The Sprint Review: Early Feedback That Saves Time and Money (And When You Can Skip It)
The Sprint Review is the single most powerful feedback loop in Scrum — yet it’s also the ceremony most teams do poorly or skip entirely.
Done right, it catches problems early, keeps the product aligned with real needs, and dramatically reduces waste. Done wrong (or skipped when it should happen), it leads to expensive rework, unhappy stakeholders, and products that miss the mark.
The Sprint Review is not a status meeting or a demo for the sake of demoing. It is an inspection and adaptation event where the team shows a working increment to stakeholders and gathers immediate feedback.
Key benefits of a well-run Sprint Review:
- Early detection of misalignment — Issues that would cost weeks or months to fix later are spotted in hours.
- Massive cost and time savings — Fixing something after one sprint is 5–10× cheaper than fixing it after three or six sprints. Early feedback eliminates most rework.
- Faster delivery of real value — Stakeholders steer the product toward what actually matters instead of what the team assumed.
- Higher product quality — Continuous validation means fewer bugs and better user experience in production.
- Increased transparency and trust — Stakeholders see real progress (not just slides) and feel involved.
- Better team motivation — Developers get direct recognition and clear direction instead of working in the dark.
In short: a strong Sprint Review pays for itself many times over by preventing the #1 killer of software projects — building the wrong thing.
When You Do NOT Need a Sprint Review
Here’s the part most rigid Scrum coaches won’t tell you: Not every sprint requires a Sprint Review.
If the ceremony adds no real value, don’t waste everyone’s time.
Skip or dramatically simplify the Sprint Review when the sprint’s output is purely technical and invisible to stakeholders, for example:
- Building internal frameworks or shared libraries
- Designing and implementing database schemas
- Creating infrastructure, CI/CD pipelines, or DevOps tooling
- Refactoring legacy code with no user-facing changes
- Pure technical debt reduction or performance improvements that have no immediate business impact
In these cases, a formal review with stakeholders would be pointless theater. The team can still do a short internal demo or simply mark the work as “Done” per the Definition of Done and move on.
Rule of thumb: Hold a full Sprint Review only when there is something tangible that stakeholders can see, use, or react to. If the increment doesn’t affect users or business outcomes yet — skip the formal meeting and save the hour.
How to Run a Sprint Review That Actually Adds Value
- Time-box it (usually 1–2 hours for a 2-week sprint).
- Invite real stakeholders — not just the Product Owner.
- Focus on the Sprint Goal and working software, not slide decks.
- Demonstrate, don’t present.
- End with clear decisions: What stays? What gets reprioritized?
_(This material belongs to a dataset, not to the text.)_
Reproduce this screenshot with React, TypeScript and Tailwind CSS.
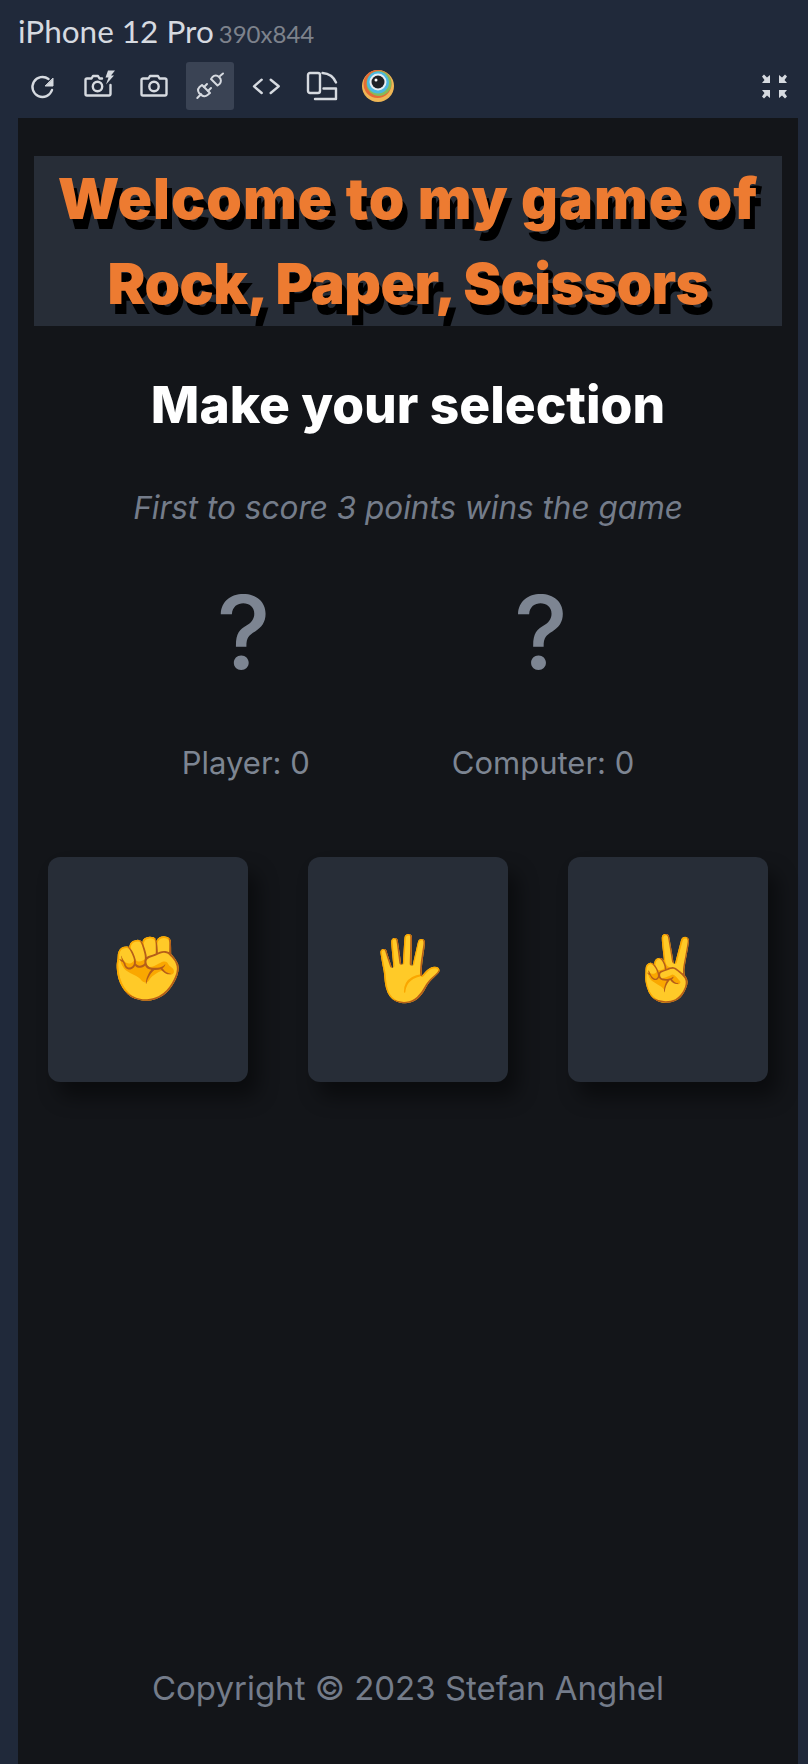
import React from 'react';

const Icon = ({ children }: { children: React.ReactNode }) => (
  <svg viewBox="0 0 28 28" className="w-7 h-7 overflow-visible" fill="none" stroke="#d6dae0" strokeWidth="2.4" strokeLinecap="round" strokeLinejoin="round">
    {children}
  </svg>
);

const ToolButton = ({ children, active }: { children: React.ReactNode; active?: boolean }) => (
  <div className={`w-12 h-12 flex items-center justify-center rounded-[3px] ${active ? 'bg-[#3a4354]' : ''}`}>{children}</div>
);

const Logo = () => (
  <svg viewBox="0 0 32 32" className="w-8 h-8">
    <circle cx="16" cy="16" r="16" fill="#efb655" />
    <circle cx="15.500" cy="14" r="14" fill="#e46b36" />
    <circle cx="17" cy="13.500" r="12.500" fill="#86bb5a" />
    <circle cx="16" cy="12.500" r="11" fill="#4db8e0" />
    <circle cx="16" cy="12" r="8.500" fill="#e8eef2" />
    <circle cx="16" cy="12" r="6.500" fill="#1f2126" />
    <circle cx="14" cy="10" r="1.500" fill="#ffffff" />
  </svg>
);

const Choice = ({ emoji }: { emoji: string }) => (
  <div className="w-[200px] h-[225px] flex items-center justify-center rounded-xl bg-[#272d37] shadow-[10px_15px_20px_rgba(0,0,0,0.45)] text-[63px] font-['Noto_Color_Emoji','Apple_Color_Emoji',sans-serif]">
    {emoji}
  </div>
);

const Score = ({ label }: { label: string }) => (
  <div className="flex flex-col items-center">
    <div className="text-[102px] leading-[108px] font-medium -translate-x-[2px]">?</div>
    <div className="mt-[56px] text-[31px] leading-[42px]">{label}</div>
  </div>
);

export default function App() {
  return (
    <div className="w-[808px] h-[1764px] flex flex-col bg-[#20293a] font-['Inter',sans-serif] overflow-hidden">
      {/* Responsive bar */}
      <div className="h-[118px] shrink-0 px-[18px]">
        <div className="h-[62px] flex items-baseline pt-[11px] font-['Lato',sans-serif]">
          <span className="text-[31.500px] leading-[40px] text-[#d6dae0]">iPhone 12 Pro</span>
          <span className="ml-[5px] text-[24px] text-[#7d828c]">390x844</span>
        </div>
        <div className="flex items-center gap-2">
          <ToolButton>
            <Icon>
              <path d="M24 18a10 10 0 1 1-3.500-11" />
              <path d="M25 6.500v7.500h-7.500z" fill="#d6dae0" strokeWidth="1" />
            </Icon>
          </ToolButton>
          <ToolButton>
            <Icon>
              <path d="M18 6.500h-2.500l-1.500-2.500h-5l-1.500 2.500H3a1.500 1.500 0 0 0-1.500 1.500v14a1.500 1.500 0 0 0 1.500 1.500h22a1.500 1.500 0 0 0 1.500-1.500V13" />
              <circle cx="13.500" cy="14.500" r="4.700" />
              <path d="M24 -1.500l7 0-4 5h3l-8 9 2.500-7h-3z" fill="#d6dae0" stroke="none" />
            </Icon>
          </ToolButton>
          <ToolButton>
            <Icon>
              <path d="M3 6.500h5.500l1.500-2.500h8l1.500 2.500H25a1.500 1.500 0 0 1 1.500 1.500v14a1.500 1.500 0 0 1-1.500 1.500H3A1.500 1.500 0 0 1 1.500 22V8A1.500 1.500 0 0 1 3 6.500z" />
              <circle cx="14" cy="14.500" r="4.700" />
            </Icon>
          </ToolButton>
          <ToolButton active>
            <Icon>
              <g strokeWidth="2">
                <path d="M1.300 26l3.700-3.700M24 4l3-2.500" />
                <path d="M6 13l8 8-2.500 2a4.500 4.500 0 0 1-6.500-.5a4.500 4.500 0 0 1-1.500-7.500z" />
                <path d="M8 15l3-3M12 19l3-3" />
                <path d="M15 7l6.500 6.500 2-1.500a4.500 4.500 0 0 0 0-6.500l-.5-.5a4.500 4.500 0 0 0-6.500 0z" />
              </g>
            </Icon>
          </ToolButton>
          <ToolButton>
            <Icon>
              <path d="M9.700 7.700L2 14.300l7.700 6.700M18.700 7.700l8 6.600-8 6.700" />
            </Icon>
          </ToolButton>
          <ToolButton>
            <Icon>
              <rect x="0" y="1" width="12" height="20" rx="2" />
              <path d="M15.500 16.500H28V27H7M14.500 1c6 .5 11 3.500 13.500 9.500" />
            </Icon>
          </ToolButton>
          <ToolButton>
            <Logo />
          </ToolButton>
          <div className="ml-auto -mr-2 w-12 h-12 flex items-center justify-center">
            <svg viewBox="0 0 25 25" className="w-[25px] h-[25px]" fill="#d6dae0">
              <path d="M0 2.500L2 .5l3 3L8 1v8H0l2.500-3zM25 2.500L23 .5l-3 3L17 1v8h8l-2.500-3zM0 22.500l2 2 3-3 3 2.500v-8H0l2.500 3zM25 22.500l-2 2-3-3-3 2.500v-8h8l-2.500 3z" />
            </svg>
          </div>
        </div>
      </div>

      {/* Device viewport */}
      <div className="flex-1 ml-[18px] mr-[10px] bg-[#131519] flex flex-col items-center">
        <div className="mt-[38px] w-[748px] h-[170px] bg-[#272d37] text-center text-[#ed7b31] text-[57px] leading-[85px] font-black [text-shadow:5px_10px_0_#000]">
          <div className="tracking-[1px]">Welcome to my game of</div>
          <div className="tracking-[-0.6px]">Rock, Paper, Scissors</div>
        </div>
        <div className="mt-[45px] text-[51.500px] leading-[66px] font-extrabold text-white">Make your selection</div>
        <div className="mt-[51px] text-[31.500px] leading-[40px] italic text-[#747c8a]">First to score 3 points wins the game</div>
        <div className="mt-[50px] flex justify-center gap-[142px] text-[#7d8592]">
          <Score label="Player: 0" />
          <Score label="Computer: 0" />
        </div>
        <div className="mt-[73px] flex gap-[60px]">
          <Choice emoji="✊" />
          <Choice emoji="🖐" />
          <Choice emoji="✌️" />
        </div>
        <div className="mt-auto mb-[54px] text-[33px] leading-[44px] text-[#747c8a]">Copyright © 2023 Stefan Anghel</div>
      </div>
    </div>
  );
}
- Capture feedback directly into the Product Backlog.
The Bottom Line
The Sprint Review is Scrum’s early-warning system. When used properly, it saves huge amounts of budget and development time by eliminating rework before it becomes expensive.
But Scrum is about empiricism — inspect and adapt. If a Sprint Review genuinely adds no value in a given sprint (especially technical/infrastructure sprints), skip it without guilt.
The goal is not to follow ceremonies religiously. The goal is to deliver the right product faster and cheaper.
Protect the Sprint Review when it matters. Skip it when it doesn’t.
That’s how mature, high-performing Scrum teams operate in 2026.